--- start of ROWS ---

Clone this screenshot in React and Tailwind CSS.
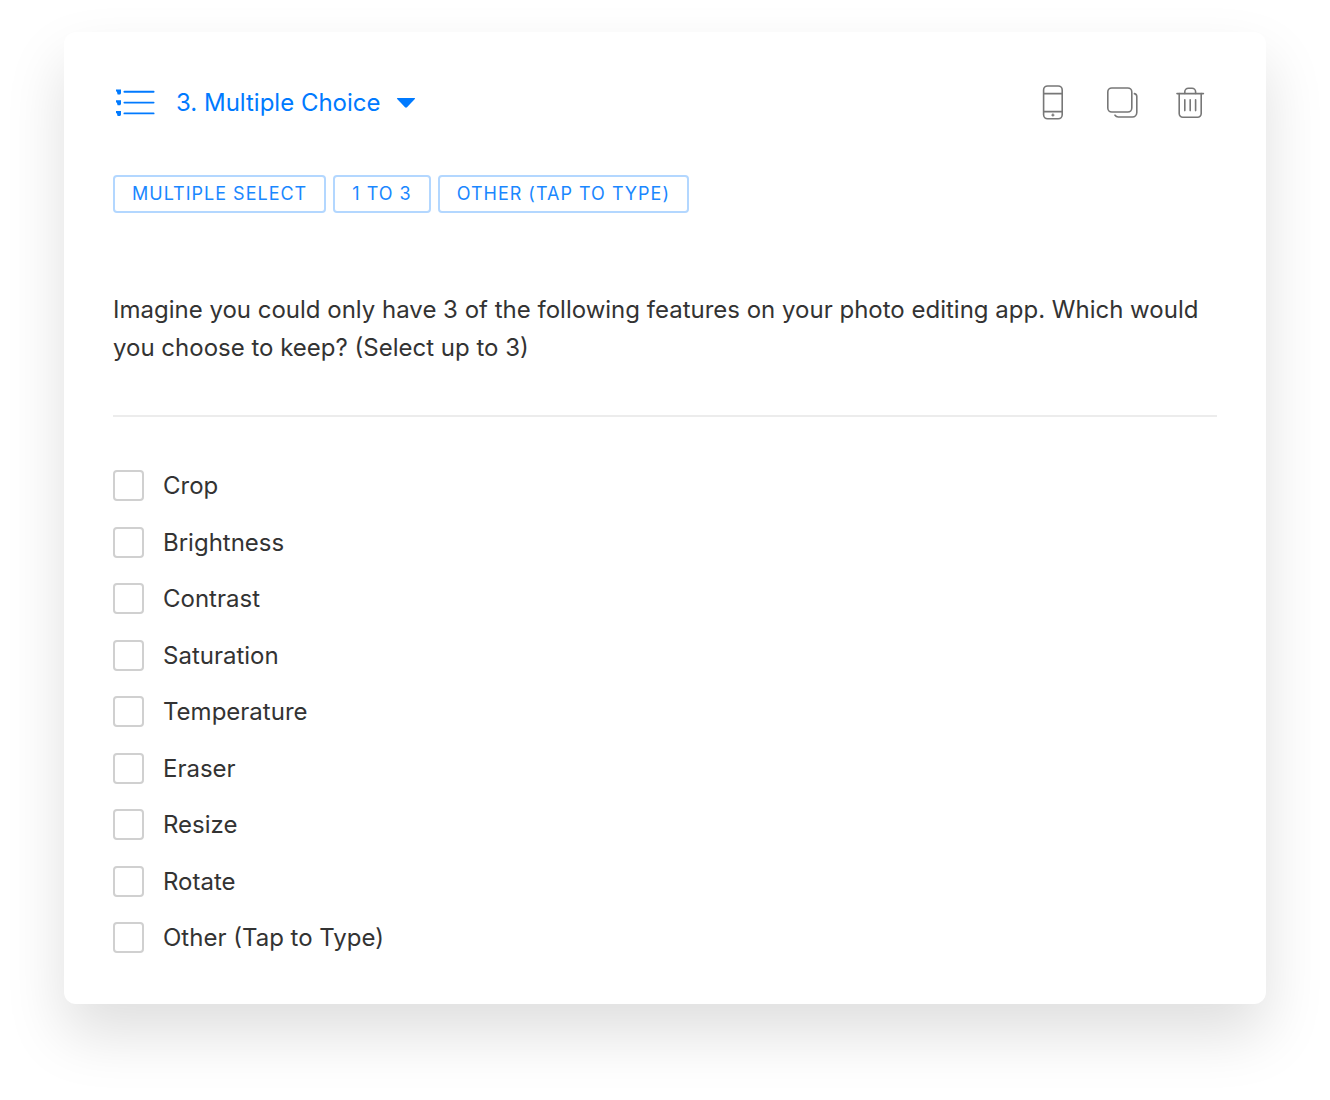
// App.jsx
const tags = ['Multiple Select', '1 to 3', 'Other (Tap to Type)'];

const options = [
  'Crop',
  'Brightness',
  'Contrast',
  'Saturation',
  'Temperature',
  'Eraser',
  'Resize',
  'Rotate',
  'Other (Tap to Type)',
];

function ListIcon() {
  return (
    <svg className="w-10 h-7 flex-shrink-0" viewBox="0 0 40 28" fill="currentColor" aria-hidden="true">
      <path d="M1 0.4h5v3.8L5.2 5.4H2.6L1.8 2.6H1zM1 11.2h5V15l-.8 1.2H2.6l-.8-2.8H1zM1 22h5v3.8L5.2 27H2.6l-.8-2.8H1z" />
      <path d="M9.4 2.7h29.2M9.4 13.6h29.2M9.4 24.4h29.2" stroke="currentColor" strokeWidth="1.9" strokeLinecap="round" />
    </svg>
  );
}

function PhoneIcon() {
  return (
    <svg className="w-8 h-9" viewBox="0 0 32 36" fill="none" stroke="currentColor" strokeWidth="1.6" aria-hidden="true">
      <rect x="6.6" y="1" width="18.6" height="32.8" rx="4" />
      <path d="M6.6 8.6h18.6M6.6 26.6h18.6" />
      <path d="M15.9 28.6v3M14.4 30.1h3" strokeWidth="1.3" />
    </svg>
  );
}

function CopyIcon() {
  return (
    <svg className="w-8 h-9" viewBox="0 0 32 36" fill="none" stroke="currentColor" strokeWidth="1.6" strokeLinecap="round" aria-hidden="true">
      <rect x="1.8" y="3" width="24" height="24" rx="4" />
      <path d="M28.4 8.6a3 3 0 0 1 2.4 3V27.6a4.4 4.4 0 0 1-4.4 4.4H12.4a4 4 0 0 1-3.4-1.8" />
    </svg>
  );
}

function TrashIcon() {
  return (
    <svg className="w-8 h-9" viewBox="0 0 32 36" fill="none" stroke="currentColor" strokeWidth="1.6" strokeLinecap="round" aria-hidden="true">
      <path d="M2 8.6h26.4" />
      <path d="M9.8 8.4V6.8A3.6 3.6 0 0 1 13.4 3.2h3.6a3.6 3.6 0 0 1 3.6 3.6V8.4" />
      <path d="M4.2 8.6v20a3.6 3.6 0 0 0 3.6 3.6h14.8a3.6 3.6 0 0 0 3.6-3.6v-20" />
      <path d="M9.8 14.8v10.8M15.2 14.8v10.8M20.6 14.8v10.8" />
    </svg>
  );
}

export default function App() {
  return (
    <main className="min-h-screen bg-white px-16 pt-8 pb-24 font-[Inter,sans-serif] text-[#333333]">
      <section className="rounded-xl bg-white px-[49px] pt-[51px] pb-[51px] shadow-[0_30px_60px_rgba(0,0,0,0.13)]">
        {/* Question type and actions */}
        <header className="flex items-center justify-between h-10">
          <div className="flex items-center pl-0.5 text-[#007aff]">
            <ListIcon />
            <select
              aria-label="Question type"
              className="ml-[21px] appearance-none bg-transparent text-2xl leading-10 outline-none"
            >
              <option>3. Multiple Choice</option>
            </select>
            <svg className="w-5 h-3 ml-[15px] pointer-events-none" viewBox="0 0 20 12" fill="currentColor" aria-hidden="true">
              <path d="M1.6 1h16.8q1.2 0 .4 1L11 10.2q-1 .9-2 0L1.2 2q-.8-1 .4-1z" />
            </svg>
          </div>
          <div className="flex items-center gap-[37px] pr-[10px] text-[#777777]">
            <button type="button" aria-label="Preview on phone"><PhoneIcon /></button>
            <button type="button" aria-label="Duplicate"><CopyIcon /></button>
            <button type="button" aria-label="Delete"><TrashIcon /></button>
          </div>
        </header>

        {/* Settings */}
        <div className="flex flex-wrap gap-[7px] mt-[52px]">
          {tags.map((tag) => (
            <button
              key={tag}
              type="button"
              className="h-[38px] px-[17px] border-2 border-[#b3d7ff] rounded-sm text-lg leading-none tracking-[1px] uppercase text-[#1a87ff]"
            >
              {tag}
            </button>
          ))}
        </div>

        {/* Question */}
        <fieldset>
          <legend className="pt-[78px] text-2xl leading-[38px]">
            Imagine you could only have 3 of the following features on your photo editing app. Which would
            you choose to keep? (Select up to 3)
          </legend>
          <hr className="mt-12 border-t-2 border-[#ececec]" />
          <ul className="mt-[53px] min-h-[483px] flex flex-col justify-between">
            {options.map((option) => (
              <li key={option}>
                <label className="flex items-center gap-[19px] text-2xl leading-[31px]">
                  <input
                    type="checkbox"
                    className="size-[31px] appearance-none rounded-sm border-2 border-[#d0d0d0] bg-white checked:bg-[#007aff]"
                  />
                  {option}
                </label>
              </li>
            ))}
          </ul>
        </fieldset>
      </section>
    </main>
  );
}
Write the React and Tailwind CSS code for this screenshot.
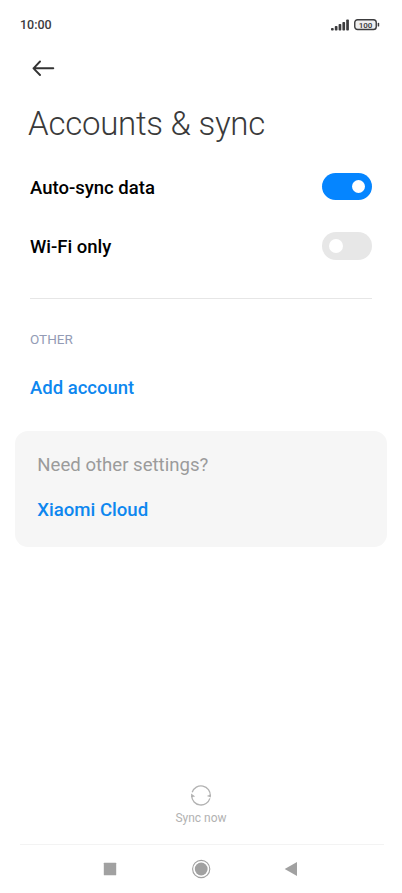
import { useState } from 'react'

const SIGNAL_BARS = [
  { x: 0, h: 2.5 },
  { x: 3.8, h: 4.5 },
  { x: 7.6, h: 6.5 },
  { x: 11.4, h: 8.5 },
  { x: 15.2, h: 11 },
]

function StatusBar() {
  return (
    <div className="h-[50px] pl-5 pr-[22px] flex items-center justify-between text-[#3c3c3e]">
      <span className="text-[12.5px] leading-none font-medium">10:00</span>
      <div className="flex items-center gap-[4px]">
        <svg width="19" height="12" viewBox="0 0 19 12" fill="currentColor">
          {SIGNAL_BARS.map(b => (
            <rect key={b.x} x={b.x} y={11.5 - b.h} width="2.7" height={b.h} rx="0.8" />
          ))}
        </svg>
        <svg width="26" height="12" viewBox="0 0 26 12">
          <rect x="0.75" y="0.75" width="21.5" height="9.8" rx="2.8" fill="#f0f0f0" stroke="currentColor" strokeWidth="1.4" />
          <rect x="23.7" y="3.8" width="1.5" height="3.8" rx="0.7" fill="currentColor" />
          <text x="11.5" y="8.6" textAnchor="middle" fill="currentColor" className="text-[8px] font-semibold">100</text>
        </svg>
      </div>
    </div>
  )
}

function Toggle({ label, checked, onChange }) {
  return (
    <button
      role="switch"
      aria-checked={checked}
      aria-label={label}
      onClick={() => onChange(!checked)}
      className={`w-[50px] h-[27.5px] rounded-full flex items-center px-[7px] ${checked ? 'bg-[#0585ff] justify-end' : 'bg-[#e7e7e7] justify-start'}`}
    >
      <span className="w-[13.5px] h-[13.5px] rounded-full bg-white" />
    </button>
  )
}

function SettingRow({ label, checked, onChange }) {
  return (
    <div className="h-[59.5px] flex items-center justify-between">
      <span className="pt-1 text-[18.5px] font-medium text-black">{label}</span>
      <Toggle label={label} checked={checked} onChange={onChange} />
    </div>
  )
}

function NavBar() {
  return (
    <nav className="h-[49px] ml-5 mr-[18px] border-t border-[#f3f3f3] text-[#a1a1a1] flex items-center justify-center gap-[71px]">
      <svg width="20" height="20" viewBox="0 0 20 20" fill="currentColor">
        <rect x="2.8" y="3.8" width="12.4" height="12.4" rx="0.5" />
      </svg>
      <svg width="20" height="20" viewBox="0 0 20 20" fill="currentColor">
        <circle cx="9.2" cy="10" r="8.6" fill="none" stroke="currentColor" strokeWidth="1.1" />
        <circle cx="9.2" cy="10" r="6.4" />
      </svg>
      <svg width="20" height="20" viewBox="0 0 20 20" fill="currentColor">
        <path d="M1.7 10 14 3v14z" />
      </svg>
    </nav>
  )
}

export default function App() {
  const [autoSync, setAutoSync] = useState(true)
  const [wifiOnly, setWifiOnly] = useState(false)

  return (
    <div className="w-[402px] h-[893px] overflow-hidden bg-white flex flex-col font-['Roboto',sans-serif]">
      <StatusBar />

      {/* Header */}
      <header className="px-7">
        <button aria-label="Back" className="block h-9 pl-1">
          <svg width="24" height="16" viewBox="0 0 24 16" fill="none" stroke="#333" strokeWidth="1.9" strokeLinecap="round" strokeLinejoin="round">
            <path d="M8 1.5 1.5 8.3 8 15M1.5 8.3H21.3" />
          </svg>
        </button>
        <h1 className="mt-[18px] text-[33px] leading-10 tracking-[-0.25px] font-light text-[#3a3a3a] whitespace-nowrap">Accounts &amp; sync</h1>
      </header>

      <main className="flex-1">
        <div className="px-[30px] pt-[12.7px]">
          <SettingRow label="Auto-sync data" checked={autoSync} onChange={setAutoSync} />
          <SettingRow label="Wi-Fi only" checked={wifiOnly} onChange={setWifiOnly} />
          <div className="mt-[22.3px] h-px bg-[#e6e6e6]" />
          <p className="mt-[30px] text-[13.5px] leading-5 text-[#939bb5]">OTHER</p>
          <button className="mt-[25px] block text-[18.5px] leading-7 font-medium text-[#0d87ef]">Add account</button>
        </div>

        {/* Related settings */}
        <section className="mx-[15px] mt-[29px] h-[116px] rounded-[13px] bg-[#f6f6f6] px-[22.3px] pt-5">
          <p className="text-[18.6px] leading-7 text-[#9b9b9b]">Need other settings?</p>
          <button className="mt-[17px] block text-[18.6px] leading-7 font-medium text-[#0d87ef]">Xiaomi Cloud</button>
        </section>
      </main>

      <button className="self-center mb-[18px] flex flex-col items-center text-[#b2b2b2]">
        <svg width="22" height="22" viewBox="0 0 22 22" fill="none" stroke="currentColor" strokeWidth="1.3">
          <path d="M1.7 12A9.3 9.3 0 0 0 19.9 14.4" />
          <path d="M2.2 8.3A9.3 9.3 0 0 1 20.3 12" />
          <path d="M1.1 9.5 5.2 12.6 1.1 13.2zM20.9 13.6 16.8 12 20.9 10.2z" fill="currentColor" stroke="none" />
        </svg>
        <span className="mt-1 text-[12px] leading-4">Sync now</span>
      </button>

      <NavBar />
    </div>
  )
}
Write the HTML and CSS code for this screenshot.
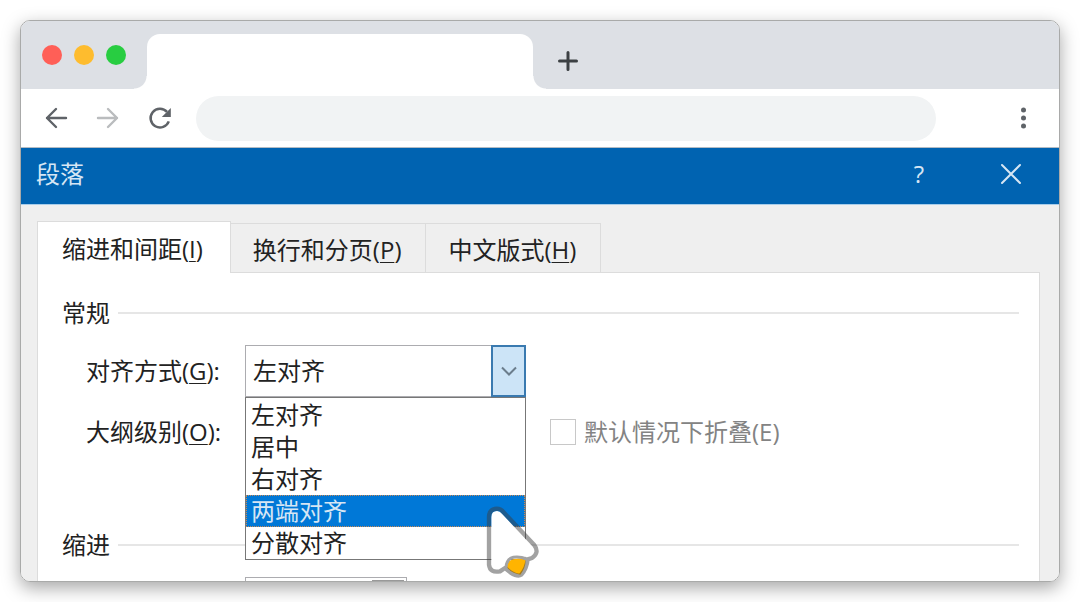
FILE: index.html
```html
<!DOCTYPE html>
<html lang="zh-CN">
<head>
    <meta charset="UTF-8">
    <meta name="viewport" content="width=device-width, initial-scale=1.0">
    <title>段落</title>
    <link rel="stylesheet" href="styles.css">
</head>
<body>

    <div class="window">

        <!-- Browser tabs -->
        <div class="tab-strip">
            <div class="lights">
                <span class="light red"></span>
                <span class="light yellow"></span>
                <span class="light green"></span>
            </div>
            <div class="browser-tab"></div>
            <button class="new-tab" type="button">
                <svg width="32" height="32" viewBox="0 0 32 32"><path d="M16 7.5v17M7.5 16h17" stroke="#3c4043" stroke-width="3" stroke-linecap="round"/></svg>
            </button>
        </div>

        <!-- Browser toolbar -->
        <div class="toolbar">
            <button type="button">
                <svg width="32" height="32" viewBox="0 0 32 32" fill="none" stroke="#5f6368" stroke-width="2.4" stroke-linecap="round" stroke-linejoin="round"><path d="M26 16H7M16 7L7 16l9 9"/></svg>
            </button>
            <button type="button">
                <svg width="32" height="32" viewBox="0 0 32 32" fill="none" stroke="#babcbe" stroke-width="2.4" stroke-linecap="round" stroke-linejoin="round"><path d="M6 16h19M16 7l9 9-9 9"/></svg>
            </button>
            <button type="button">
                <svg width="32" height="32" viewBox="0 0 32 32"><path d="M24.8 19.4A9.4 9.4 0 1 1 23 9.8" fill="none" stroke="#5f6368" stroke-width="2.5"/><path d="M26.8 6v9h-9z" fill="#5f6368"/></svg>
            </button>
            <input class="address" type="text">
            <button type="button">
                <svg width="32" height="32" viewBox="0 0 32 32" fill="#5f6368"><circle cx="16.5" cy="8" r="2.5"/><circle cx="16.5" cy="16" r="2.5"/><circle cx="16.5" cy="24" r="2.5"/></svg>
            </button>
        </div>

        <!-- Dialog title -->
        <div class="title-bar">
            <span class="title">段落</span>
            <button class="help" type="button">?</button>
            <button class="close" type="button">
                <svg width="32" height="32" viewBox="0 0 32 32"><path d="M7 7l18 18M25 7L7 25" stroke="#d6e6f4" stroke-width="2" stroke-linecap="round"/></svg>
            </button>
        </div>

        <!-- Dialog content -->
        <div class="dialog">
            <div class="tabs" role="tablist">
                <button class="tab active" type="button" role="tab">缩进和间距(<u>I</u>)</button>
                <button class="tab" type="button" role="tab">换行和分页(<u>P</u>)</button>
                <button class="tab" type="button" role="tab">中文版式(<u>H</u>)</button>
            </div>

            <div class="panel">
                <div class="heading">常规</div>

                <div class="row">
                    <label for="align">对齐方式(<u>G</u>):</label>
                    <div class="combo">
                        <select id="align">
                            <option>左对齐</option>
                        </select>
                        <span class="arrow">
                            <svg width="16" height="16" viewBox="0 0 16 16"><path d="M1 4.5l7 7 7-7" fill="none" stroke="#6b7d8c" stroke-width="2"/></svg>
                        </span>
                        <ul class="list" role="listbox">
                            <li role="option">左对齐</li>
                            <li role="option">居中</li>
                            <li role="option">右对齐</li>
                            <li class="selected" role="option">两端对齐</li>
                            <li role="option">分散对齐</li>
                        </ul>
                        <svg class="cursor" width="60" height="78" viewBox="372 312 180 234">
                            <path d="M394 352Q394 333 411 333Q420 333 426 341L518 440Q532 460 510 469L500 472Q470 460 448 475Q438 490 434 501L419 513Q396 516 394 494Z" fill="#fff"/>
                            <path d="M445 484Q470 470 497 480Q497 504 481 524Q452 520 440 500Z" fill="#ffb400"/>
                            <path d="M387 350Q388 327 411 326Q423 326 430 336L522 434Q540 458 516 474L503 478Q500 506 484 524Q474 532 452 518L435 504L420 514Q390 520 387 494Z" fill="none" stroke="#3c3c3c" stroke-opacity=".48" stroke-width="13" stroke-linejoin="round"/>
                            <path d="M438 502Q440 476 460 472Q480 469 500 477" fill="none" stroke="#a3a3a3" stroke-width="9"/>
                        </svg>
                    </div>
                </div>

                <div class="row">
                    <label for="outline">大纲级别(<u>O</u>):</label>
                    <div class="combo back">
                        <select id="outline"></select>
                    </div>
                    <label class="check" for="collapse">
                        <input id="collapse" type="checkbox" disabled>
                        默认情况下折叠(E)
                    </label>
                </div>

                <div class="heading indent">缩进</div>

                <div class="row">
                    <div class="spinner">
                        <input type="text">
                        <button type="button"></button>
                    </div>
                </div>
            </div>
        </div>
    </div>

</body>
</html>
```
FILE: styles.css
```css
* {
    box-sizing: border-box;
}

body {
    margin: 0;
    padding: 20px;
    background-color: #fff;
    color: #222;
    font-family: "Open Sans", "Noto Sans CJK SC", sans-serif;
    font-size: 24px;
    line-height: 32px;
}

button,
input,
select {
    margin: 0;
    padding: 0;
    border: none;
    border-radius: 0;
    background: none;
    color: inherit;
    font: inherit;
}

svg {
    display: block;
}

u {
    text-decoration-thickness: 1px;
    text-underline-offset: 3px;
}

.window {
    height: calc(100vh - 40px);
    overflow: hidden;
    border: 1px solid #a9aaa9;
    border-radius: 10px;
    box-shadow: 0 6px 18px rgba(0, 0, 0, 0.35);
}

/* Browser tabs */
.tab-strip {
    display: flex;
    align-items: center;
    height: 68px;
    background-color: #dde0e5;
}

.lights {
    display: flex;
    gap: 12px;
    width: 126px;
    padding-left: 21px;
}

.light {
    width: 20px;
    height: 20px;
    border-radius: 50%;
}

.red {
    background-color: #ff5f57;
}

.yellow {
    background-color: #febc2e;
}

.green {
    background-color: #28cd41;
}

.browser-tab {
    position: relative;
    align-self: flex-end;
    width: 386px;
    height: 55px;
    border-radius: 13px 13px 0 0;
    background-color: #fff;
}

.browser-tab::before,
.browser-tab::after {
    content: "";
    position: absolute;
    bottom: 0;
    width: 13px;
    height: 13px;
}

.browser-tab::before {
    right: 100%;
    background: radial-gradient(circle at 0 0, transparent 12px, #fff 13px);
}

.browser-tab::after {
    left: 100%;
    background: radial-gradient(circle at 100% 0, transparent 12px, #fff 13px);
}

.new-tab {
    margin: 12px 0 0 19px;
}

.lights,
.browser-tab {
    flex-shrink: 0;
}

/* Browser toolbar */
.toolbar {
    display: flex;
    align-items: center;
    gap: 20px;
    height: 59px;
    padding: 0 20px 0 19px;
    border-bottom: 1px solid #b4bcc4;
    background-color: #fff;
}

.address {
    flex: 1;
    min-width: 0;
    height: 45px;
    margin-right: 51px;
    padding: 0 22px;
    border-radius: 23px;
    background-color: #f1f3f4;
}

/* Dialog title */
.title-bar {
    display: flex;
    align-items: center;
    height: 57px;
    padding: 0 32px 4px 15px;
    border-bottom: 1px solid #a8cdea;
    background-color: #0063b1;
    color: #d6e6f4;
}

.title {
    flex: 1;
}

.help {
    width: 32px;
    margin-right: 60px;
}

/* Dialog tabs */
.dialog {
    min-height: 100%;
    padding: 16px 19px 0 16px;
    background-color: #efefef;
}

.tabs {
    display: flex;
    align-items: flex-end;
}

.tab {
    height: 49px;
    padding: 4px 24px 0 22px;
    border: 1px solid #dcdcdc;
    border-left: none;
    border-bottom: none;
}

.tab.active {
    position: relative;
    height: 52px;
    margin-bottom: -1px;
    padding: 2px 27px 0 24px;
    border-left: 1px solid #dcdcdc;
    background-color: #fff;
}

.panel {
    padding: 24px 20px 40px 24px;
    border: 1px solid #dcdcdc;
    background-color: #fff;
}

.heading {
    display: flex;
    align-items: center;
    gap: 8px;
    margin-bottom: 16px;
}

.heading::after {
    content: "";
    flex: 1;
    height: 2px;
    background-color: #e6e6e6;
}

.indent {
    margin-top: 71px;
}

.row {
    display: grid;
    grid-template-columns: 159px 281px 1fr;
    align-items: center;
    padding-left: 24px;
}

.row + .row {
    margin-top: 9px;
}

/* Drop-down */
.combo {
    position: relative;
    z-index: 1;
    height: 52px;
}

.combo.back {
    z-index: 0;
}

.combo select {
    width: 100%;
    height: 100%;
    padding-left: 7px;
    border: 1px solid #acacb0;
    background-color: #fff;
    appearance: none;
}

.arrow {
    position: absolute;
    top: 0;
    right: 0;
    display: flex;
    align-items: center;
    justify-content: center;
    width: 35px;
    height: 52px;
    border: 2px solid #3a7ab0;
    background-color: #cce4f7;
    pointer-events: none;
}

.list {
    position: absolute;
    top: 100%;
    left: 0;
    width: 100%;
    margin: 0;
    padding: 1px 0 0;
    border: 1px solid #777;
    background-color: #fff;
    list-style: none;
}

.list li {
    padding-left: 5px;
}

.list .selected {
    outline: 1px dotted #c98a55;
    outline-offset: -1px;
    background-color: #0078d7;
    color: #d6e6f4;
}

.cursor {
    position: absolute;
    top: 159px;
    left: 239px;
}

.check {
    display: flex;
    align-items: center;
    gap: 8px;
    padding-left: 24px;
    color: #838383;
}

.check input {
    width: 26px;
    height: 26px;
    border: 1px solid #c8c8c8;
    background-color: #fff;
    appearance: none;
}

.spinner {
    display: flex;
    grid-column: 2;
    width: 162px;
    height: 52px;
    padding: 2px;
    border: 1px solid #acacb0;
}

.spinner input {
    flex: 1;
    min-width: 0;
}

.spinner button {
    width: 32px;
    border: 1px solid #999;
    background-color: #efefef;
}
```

--- end of ROWS ---

WHAT IS EXPECTED:
Begin with the first line of the records and repeat every line up to the one with "const tags = ['Multiple", counting that line too. Pictures are not part of the copy.

EXERCISE SOLUTION:
Clone this screenshot in React and Tailwind CSS.
// App.jsx
const tags = ['Multiple Select', '1 to 3', 'Other (Tap to Type)'];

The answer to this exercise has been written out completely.